Here’s the next wrinkle. Say you send off a request for some big, fat mp3 file that won’t all fit in one envelope. So it gets broken up into a whole bunch of separate letters. Now on top of that, like the real post office, stuff can get lost: Mail trucks get stolen; Some yutz in New Jersey cuts through a long-distance fiber-optic cable with a backhoe. Even if nothing gets lost, there’s no guarantee that everything is going to show up in the order you sent it.

So what do you do? First, you send a letter that effectively says, “Hey, I want to send a whole bunch of letters back and forth with you. Here’s the address you should send all the replies to.” This is where your web browser says, “Connecting to …” in the status bar. Once you’ve got an OK back, you say, “Send me that mp3 file.” You get a whole flood of letters back, numbered “1 of 23″, “2 of 23″ and so on. You count through them and realize that you’re missing number 17, so you send another message saying to re-send it. When you finally have all the letters, you can put them in the right order, open them up, and glom the mp3 file together.

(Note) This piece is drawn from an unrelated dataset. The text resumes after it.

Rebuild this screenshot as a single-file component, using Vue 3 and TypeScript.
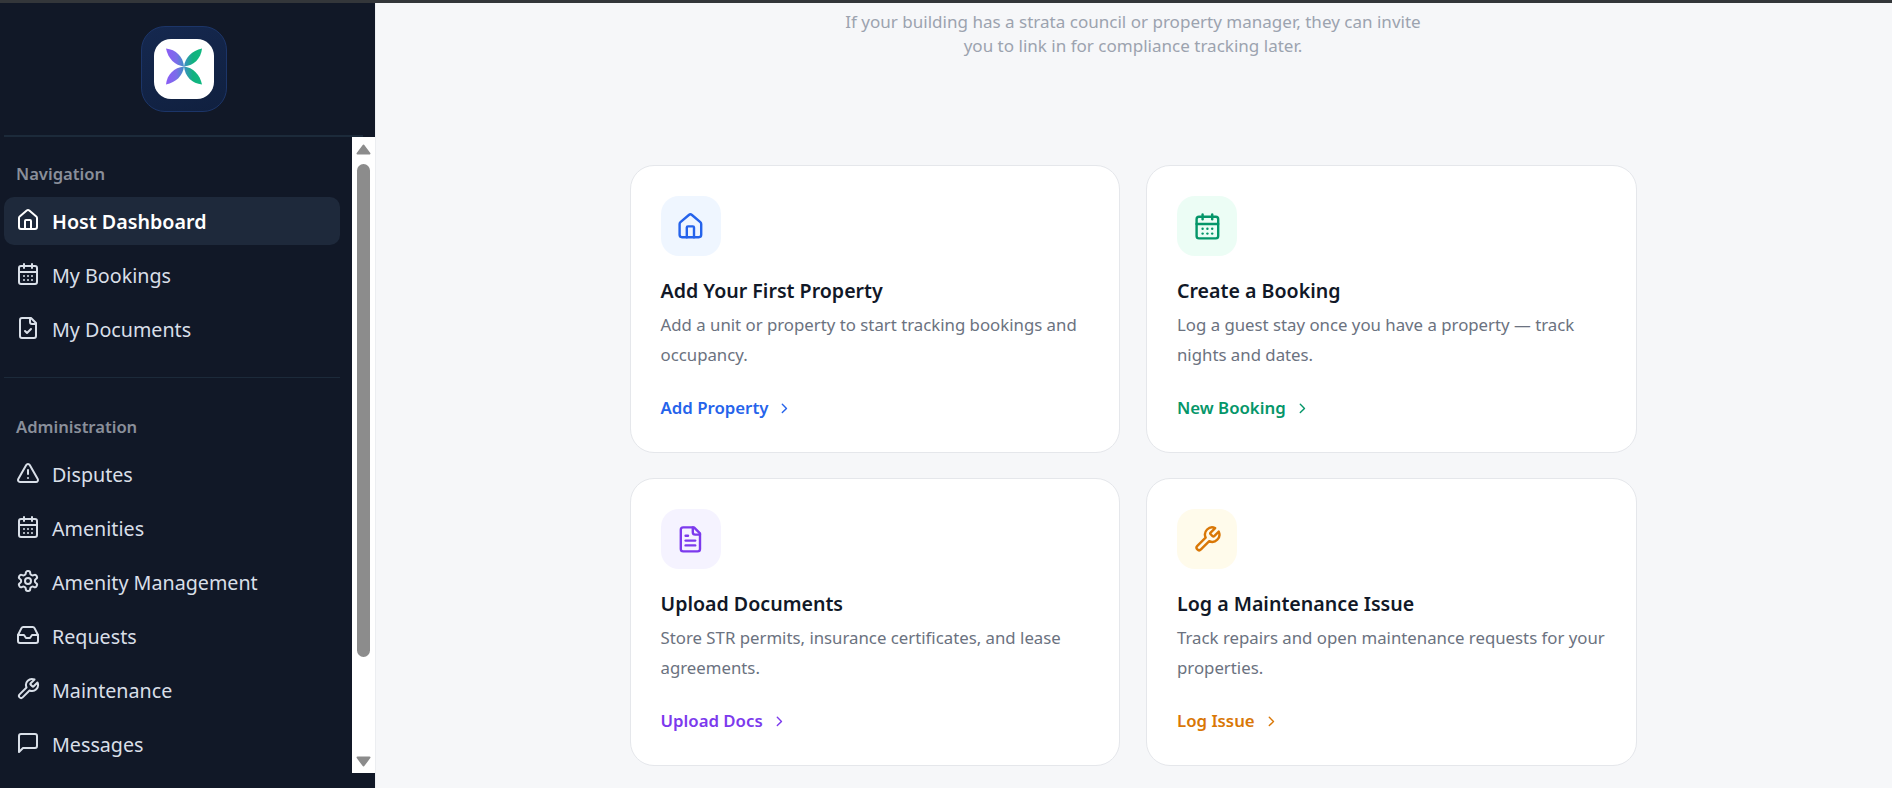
<script setup lang="ts">
const icons: Record<string, string[]> = {
  home: [
    'M15 21v-8a1 1 0 0 0-1-1h-4a1 1 0 0 0-1 1v8',
    'M3 10a2 2 0 0 1 .709-1.528l7-5.999a2 2 0 0 1 2.582 0l7 5.999A2 2 0 0 1 21 10v9a2 2 0 0 1-2 2H5a2 2 0 0 1-2-2z',
  ],
  calendar: [
    'M8 2v4',
    'M16 2v4',
    'M5 4h14a2 2 0 0 1 2 2v14a2 2 0 0 1-2 2H5a2 2 0 0 1-2-2V6a2 2 0 0 1 2-2z',
    'M3 10h18',
    'M8 14h.01',
    'M12 14h.01',
    'M16 14h.01',
    'M8 18h.01',
    'M12 18h.01',
    'M16 18h.01',
  ],
  fileCheck: [
    'M15 2H6a2 2 0 0 0-2 2v16a2 2 0 0 0 2 2h12a2 2 0 0 0 2-2V7Z',
    'M14 2v4a2 2 0 0 0 2 2h4',
    'm9 15 2 2 4-4',
  ],
  fileText: [
    'M15 2H6a2 2 0 0 0-2 2v16a2 2 0 0 0 2 2h12a2 2 0 0 0 2-2V7Z',
    'M14 2v4a2 2 0 0 0 2 2h4',
    'M10 9H8',
    'M16 13H8',
    'M16 17H8',
  ],
  alert: ['m21.73 18-8-14a2 2 0 0 0-3.48 0l-8 14A2 2 0 0 0 4 21h16a2 2 0 0 0 1.73-3', 'M12 9v4', 'M12 17h.01'],
  gear: [
    'M12.22 2h-.44a2 2 0 0 0-2 2v.18a2 2 0 0 1-1 1.73l-.43.25a2 2 0 0 1-2 0l-.15-.08a2 2 0 0 0-2.73.73l-.22.38a2 2 0 0 0 .73 2.73l.15.1a2 2 0 0 1 1 1.72v.51a2 2 0 0 1-1 1.74l-.15.09a2 2 0 0 0-.73 2.73l.22.38a2 2 0 0 0 2.73.73l.15-.08a2 2 0 0 1 2 0l.43.25a2 2 0 0 1 1 1.73V20a2 2 0 0 0 2 2h.44a2 2 0 0 0 2-2v-.18a2 2 0 0 1 1-1.73l.43-.25a2 2 0 0 1 2 0l.15.08a2 2 0 0 0 2.73-.73l.22-.39a2 2 0 0 0-.73-2.73l-.15-.08a2 2 0 0 1-1-1.74v-.5a2 2 0 0 1 1-1.74l.15-.09a2 2 0 0 0 .73-2.73l-.22-.38a2 2 0 0 0-2.73-.73l-.15.08a2 2 0 0 1-2 0l-.43-.25a2 2 0 0 1-1-1.73V4a2 2 0 0 0-2-2z',
    'M15 12a3 3 0 1 1-6 0 3 3 0 0 1 6 0z',
  ],
  inbox: [
    'M22 12h-6l-2 3h-4l-2-3H2',
    'M5.45 5.11 2 12v6a2 2 0 0 0 2 2h16a2 2 0 0 0 2-2v-6l-3.45-6.89A2 2 0 0 0 16.76 4H7.24a2 2 0 0 0-1.79 1.11z',
  ],
  wrench: [
    'M14.7 6.3a1 1 0 0 0 0 1.4l1.6 1.6a1 1 0 0 0 1.4 0l3.77-3.77a6 6 0 0 1-7.94 7.94l-6.91 6.91a2.12 2.12 0 0 1-3-3l6.91-6.91a6 6 0 0 1 7.94-7.94l-3.76 3.76z',
  ],
  message: ['M21 15a2 2 0 0 1-2 2H7l-4 4V5a2 2 0 0 1 2-2h14a2 2 0 0 1 2 2z'],
}

const petals = [
  'M0 0C1-9 8-16 18-18C17-8 10-1 0 0Z',
  'M0 0C9 1 16 8 18 18C8 17 1 10 0 0Z',
  'M0 0C-1 9-8 16-18 18C-17 8-10 1 0 0Z',
  'M0 0C-9-1-16-8-18-18C-8-17-1-10 0 0Z',
]

const mainNav = [
  { label: 'Host Dashboard', icon: 'home', active: true },
  { label: 'My Bookings', icon: 'calendar' },
  { label: 'My Documents', icon: 'fileCheck' },
]

const adminNav = [
  { label: 'Disputes', icon: 'alert' },
  { label: 'Amenities', icon: 'calendar' },
  { label: 'Amenity Management', icon: 'gear' },
  { label: 'Requests', icon: 'inbox' },
  { label: 'Maintenance', icon: 'wrench' },
  { label: 'Messages', icon: 'message' },
]

const cards = [
  {
    title: 'Add Your First Property',
    text: 'Add a unit or property to start tracking bookings and occupancy.',
    link: 'Add Property',
    icon: 'home',
    tone: 'blue',
  },
  {
    title: 'Create a Booking',
    text: 'Log a guest stay once you have a property — track nights and dates.',
    link: 'New Booking',
    icon: 'calendar',
    tone: 'green',
  },
  {
    title: 'Upload Documents',
    text: 'Store STR permits, insurance certificates, and lease agreements.',
    link: 'Upload Docs',
    icon: 'fileText',
    tone: 'purple',
  },
  {
    title: 'Log a Maintenance Issue',
    text: 'Track repairs and open maintenance requests for your properties.',
    link: 'Log Issue',
    icon: 'wrench',
    tone: 'amber',
  },
]
</script>

<template>
  <div class="window">
    <div class="top-strip"></div>
    <div class="shell">
      <aside class="sidebar">
        <div class="brand">
          <div class="logo-tile">
            <div class="logo-inner">
              <svg viewBox="0 0 60 60" width="60" height="60">
                <defs>
                  <linearGradient id="petal" gradientUnits="userSpaceOnUse" x1="-18" y1="0" x2="18" y2="0">
                    <stop offset="0" stop-color="#8b5cf6" />
                    <stop offset="0.3" stop-color="#7a6ee8" />
                    <stop offset="0.5" stop-color="#3f8fc4" />
                    <stop offset="0.75" stop-color="#10b27e" />
                    <stop offset="1" stop-color="#10b981" />
                  </linearGradient>
                </defs>
                <g transform="translate(30 27.5)">
                  <path v-for="d in petals" :key="d" class="petal" :d="d" />
                </g>
              </svg>
            </div>
          </div>
        </div>

        <div class="nav-row">
          <nav class="nav">
            <div class="nav-label">Navigation</div>
            <a v-for="item in mainNav" :key="item.label" class="nav-item" :class="{ active: item.active }">
              <svg class="nav-icon" viewBox="0 0 24 24">
                <path v-for="d in icons[item.icon]" :key="d" :d="d" />
              </svg>
              <span>{{ item.label }}</span>
            </a>
            <div class="nav-divider"></div>
            <div class="nav-label">Administration</div>
            <a v-for="item in adminNav" :key="item.label" class="nav-item">
              <svg class="nav-icon" viewBox="0 0 24 24">
                <path v-for="d in icons[item.icon]" :key="d" :d="d" />
              </svg>
              <span>{{ item.label }}</span>
            </a>
          </nav>
          <div class="scrollbar">
            <svg class="arrow" viewBox="0 0 15 11"><path d="M7.5 1.5 13.5 9.5H1.5Z" /></svg>
            <span class="thumb"></span>
            <svg class="arrow down" viewBox="0 0 15 11"><path d="M7.5 9.5 13.5 1.5H1.5Z" /></svg>
          </div>
        </div>
      </aside>

      <main class="main">
        <p class="hint">If your building has a strata council or property manager, they can invite you to link in for compliance tracking later.</p>
        <section class="cards">
          <article v-for="card in cards" :key="card.title" class="card" :class="card.tone">
            <div class="card-icon">
              <svg viewBox="0 0 24 24">
                <path v-for="d in icons[card.icon]" :key="d" :d="d" />
              </svg>
            </div>
            <h3>{{ card.title }}</h3>
            <p>{{ card.text }}</p>
            <a class="card-link">
              {{ card.link }}
              <svg viewBox="0 0 24 24"><path d="m9 18 6-6-6-6" /></svg>
            </a>
          </article>
        </section>
      </main>
    </div>
  </div>
</template>

<style scoped>
.window {
  height: 788px;
  display: flex;
  flex-direction: column;
  overflow: hidden;
  font-family: "Noto Sans", Inter, sans-serif;
}

.top-strip {
  height: 3px;
  background: #33363a;
  flex: none;
}

.shell {
  flex: 1;
  display: flex;
  min-height: 0;
}

svg path {
  fill: none;
  stroke: currentColor;
  stroke-width: 2;
  stroke-linecap: round;
  stroke-linejoin: round;
}

.sidebar {
  width: 375px;
  flex: none;
  display: flex;
  flex-direction: column;
  background: #111827;
}

.brand {
  height: 109px;
  margin: 0 12px 0 4px;
  padding: 23px 0 0;
  border-bottom: 2px solid #1c2a3a;
  display: flex;
  justify-content: center;
}

.logo-tile {
  width: 86px;
  height: 86px;
  box-sizing: border-box;
  border: 1px solid #1c3568;
  border-radius: 24px;
  background: linear-gradient(160deg, #15284f, #10203f);
  display: flex;
  align-items: center;
  justify-content: center;
}

.logo-inner {
  width: 60px;
  height: 60px;
  border-radius: 17px;
  background: #fff;
}

.logo-inner svg {
  display: block;
}

svg path.petal {
  fill: url(#petal);
  stroke: none;
}

.nav-row {
  flex: 1;
  min-height: 0;
  display: flex;
  margin-bottom: 15px;
}

.nav {
  flex: none;
  width: 336px;
  margin: 0 12px 0 4px;
  padding-top: 27px;
  overflow: hidden;
}

.nav-label {
  height: 20px;
  line-height: 20px;
  padding-left: 12px;
  margin-bottom: 13px;
  font-size: 16.6px;
  font-weight: 600;
  color: #8a8f9a;
}

.nav-item {
  height: 48px;
  display: flex;
  align-items: center;
  gap: 12px;
  padding-left: 12px;
  margin-bottom: 6px;
  border-radius: 10px;
  font-size: 19.7px;
  color: #d9dfe8;
}

.nav-item span {
  margin-top: 1px;
}

.nav-item.active {
  background: #1e293b;
  color: #fff;
  font-weight: 600;
}

.nav-icon {
  width: 24px;
  height: 24px;
  flex: none;
  margin-top: -3px;
}

.nav-divider {
  height: 1px;
  background: #1c2a3a;
  margin: 24px 0 39px;
}

.scrollbar {
  width: 23px;
  flex: none;
  background: #fff;
  color: #8c8c8c;
  display: flex;
  flex-direction: column;
  align-items: center;
  padding: 7px 0 6px;
  box-sizing: border-box;
}

.arrow {
  width: 15px;
  height: 11px;
  flex: none;
}

.arrow path {
  fill: currentColor;
}

.arrow.down {
  margin-top: auto;
}

.thumb {
  width: 13px;
  height: 493px;
  margin-top: 9px;
  border-radius: 7px;
  background: #8c8c8c;
  flex: none;
}

.main {
  flex: 1;
  min-width: 0;
  box-sizing: border-box;
  padding-right: 2px;
  background: #f6f7f9;
  border-left: 1px solid #eceef1;
}

.hint {
  width: 576px;
  margin: 7px auto 0;
  text-align: center;
  font-size: 17.05px;
  line-height: 24px;
  color: #9ca3af;
}

.cards {
  width: 1007px;
  margin: 107px auto 0;
  display: grid;
  grid-template-columns: 490.5px 490.5px;
  column-gap: 26px;
  row-gap: 25px;
}

.card {
  height: 288px;
  box-sizing: border-box;
  padding: 30px 25px 30px 30px;
  background: #fff;
  border: 1px solid #e5e7eb;
  border-radius: 24px;
}

.card-icon {
  width: 60px;
  height: 60px;
  border-radius: 18px;
  display: flex;
  align-items: center;
  justify-content: center;
}

.card-icon svg {
  width: 28.8px;
  height: 28.8px;
}

.card h3 {
  margin: 23px 0 0;
  font-size: 19.6px;
  line-height: 24px;
  font-weight: 600;
  color: #111827;
}

.card p {
  margin: 7px 0 0;
  font-size: 16.8px;
  line-height: 30px;
  color: #6b7280;
}

.card-link {
  display: inline-flex;
  align-items: center;
  gap: 8px;
  margin-top: 26px;
  font-size: 16.8px;
  font-weight: 600;
  line-height: 24px;
}

.card-link svg {
  width: 16.8px;
  height: 16.8px;
}

.blue .card-icon { background: #eff6ff; color: #2563eb; }
.blue .card-link { color: #2563eb; }
.green .card-icon { background: #ecfdf5; color: #059669; }
.green .card-link { color: #059669; }
.purple .card-icon { background: #f5f3ff; color: #7c3aed; }
.purple .card-link { color: #7c3aed; }
.amber .card-icon { background: #fffbeb; color: #d97706; }
.amber .card-link { color: #d97706; }
</style>

<style>
html,
body {
  margin: 0;
  overflow: hidden;
}
</style>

This little procedure we’re going through here is called a Protocol. It’s not part of the postal system itself, but it’s a set of rules that people have agreed on for how to use the postal system. In this case, it’s a way of communicating reliably through a system that isn’t reliable. It’s a layer of communications on top of a layer of communications. It’s very meta.

The internet is built up of layers of these protocols. Like the envelopes inside envelopes, at each stage, you’re only concerned with the outermost layer. You slip on or peel off your envelope, and everything else is just the stuff inside it, be it one layer or many. IP, the Internet Protocol, is the postal system – simple, but not entirely reliable. TCP, the Transmission Control Protocol, provides the reliable, ordered delivery on top of IP. Email (SMTP), the web (HTTP), and others are actually another layer on top of TCP. Essentially, they all define standard forms for different mail-order requests.

Again, it’s even more complicated than that. But for now, lots and lots of little letters zipping back and forth across the world. That’s the way to think of it.